The third possibility, which has been accepted by all religions, is that man is not just matter or just mind; he is also a soul. Matter is his outer expression, soul is his inner expression, and mind functions as a bridge between the two. On the third path there is a possibility of a life beyond death. The people who have accepted it have created on this foundation the idea of reincarnation: birth after birth, one changes houses but the essential soul remains.
Zen has a fourth standpoint. Man is not matter, although he is covered with matter. He is not mind, although he is covered with mind. Nor is he an individual soul. He is a pure nothingness. Man, from this fourth standpoint, which is the standpoint of Zen, is almost like an onion. You go on peeling it, one layer after another layer, hoping that you are going to find something. Finally, when you have peeled all the layers off, your hands are full of emptiness; nothing is left. The onion was only layers and layers and layers and layers. Behind those layers was emptiness, nothingness, which will not be visible to the eyes, which will not be tangible to the hands.

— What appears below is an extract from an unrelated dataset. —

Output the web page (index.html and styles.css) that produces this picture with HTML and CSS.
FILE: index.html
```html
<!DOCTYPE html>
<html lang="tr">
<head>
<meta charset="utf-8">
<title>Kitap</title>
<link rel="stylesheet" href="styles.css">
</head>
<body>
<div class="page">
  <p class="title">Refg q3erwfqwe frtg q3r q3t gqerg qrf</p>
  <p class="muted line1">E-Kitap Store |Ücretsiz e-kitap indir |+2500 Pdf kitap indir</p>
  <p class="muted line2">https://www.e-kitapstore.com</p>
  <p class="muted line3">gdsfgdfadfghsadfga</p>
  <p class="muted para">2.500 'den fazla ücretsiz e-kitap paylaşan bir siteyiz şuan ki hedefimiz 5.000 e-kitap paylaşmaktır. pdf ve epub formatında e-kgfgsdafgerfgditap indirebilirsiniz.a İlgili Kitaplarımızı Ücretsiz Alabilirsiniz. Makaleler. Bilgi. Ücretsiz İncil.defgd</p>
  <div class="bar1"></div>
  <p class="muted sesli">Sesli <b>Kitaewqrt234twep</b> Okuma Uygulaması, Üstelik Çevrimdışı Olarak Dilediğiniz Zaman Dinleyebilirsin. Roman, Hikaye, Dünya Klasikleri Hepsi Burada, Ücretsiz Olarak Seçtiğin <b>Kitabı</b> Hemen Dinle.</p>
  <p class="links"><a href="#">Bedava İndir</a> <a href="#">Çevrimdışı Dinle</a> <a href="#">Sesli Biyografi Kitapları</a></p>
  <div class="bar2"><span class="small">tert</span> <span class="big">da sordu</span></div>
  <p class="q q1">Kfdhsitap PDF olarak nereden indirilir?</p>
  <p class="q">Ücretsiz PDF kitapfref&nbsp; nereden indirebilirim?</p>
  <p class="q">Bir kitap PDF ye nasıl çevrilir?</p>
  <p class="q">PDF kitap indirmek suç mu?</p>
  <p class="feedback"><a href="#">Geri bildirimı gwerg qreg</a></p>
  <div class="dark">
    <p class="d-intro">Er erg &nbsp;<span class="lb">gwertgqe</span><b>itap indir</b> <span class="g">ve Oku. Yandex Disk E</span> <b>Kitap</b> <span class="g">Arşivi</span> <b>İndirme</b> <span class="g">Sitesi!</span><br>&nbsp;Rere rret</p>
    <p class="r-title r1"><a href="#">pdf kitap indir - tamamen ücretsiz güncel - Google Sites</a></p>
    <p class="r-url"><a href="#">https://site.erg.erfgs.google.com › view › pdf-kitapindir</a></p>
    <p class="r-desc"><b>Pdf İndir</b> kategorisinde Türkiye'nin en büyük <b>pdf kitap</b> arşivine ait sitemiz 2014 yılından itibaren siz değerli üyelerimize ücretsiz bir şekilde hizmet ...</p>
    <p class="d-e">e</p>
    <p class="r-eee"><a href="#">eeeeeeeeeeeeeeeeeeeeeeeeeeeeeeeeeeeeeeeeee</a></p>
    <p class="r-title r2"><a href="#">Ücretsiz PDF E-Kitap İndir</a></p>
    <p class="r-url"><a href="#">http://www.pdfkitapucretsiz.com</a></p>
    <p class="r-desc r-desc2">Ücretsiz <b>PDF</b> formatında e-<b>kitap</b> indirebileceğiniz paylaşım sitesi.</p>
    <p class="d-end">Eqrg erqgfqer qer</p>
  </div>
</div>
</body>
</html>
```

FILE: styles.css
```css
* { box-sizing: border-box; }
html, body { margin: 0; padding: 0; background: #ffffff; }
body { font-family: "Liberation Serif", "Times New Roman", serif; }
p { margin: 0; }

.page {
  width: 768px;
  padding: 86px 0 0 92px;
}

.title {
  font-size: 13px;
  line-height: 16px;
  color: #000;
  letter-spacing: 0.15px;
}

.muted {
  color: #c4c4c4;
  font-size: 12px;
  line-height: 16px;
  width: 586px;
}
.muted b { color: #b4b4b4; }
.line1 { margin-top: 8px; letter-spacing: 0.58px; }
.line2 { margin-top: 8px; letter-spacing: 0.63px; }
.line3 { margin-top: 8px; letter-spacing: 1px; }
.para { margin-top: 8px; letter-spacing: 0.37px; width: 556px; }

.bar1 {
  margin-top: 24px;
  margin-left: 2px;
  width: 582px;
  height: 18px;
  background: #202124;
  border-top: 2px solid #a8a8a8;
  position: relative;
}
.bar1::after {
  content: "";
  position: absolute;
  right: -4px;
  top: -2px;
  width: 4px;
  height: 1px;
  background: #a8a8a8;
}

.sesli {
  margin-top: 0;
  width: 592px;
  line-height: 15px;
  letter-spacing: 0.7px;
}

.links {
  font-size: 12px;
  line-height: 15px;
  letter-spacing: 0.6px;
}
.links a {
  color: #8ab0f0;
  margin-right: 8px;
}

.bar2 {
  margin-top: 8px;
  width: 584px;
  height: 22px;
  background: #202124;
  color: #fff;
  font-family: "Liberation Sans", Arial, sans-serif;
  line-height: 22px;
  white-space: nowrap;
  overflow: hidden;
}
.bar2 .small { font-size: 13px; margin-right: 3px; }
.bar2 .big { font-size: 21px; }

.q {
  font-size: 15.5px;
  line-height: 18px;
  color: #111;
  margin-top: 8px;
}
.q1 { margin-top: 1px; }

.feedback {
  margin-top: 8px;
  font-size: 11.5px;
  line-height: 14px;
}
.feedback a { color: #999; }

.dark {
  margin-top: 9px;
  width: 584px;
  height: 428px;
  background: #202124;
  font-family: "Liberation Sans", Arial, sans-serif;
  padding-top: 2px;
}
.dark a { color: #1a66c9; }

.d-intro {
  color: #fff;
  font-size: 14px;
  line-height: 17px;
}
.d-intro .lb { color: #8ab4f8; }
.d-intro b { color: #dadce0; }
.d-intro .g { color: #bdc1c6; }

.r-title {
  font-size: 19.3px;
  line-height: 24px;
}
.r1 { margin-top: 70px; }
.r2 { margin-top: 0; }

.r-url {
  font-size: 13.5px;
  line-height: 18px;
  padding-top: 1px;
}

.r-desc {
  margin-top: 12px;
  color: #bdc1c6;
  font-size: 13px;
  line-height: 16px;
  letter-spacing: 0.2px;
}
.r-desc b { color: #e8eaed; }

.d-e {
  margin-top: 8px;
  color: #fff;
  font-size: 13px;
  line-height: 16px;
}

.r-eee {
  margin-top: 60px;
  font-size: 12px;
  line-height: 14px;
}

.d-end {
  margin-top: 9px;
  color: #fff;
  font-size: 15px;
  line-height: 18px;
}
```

Zen has taken the ultimate standpoint about man, you cannot go beyond that. Here ends the whole journey, the pilgrimage of the seeker.
Zen wants you not to stop at matter. Respect it, it serves you; care for it, it cares for you. You are not the mind – don’t make it a master. It is a good servant – use it. Use it so that you can reach beyond it. It is a ladder to go beyond, but don’t get caught up with it.
The “soul” is simply a consolation to people, because if you say to them that meditation will end up in nothingness…In a million, perhaps one person will become interested in meditation. And if you tell them, “All your effort will come to a vast nothingness,” you will frighten them. You will create a question in their minds: “Then what is the purpose? We are – at least, we are. Doing meditation, we will not be.” It is going to be the ultimate death. Yes.
Gautam Buddha was continually asked, “Why do people go on coming to you when you offer nothing but nothingness?”
And Buddha said many times, “Nothingness is not just no-thing-ness. It has its own universality. It is becoming as vast as the whole universe, unlimited. Your personality is too small.”
The people who are afraid of nothingness, of dissolving not only their personality but their individuality too, remain with the third standpoint.
The third is very consoling. At least it gives you something to hang on to. Zen does not give you anything; it simply takes away all the layers of the onion and then says to you, “Look, this is you – just pure nothingness.”
But the purity of it is so overwhelming that you are not, but your laughter is. You are not, but your joy is. It has become cosmic. You are not, but your ecstasy is, and now it is not confined to a small area of your personality or individuality; now the whole of existence is ecstatic. The birds flying and the flowers opening and the clouds showering – everything is happening in the deep nothingness of your realization of the cosmic emptiness as the source of all things.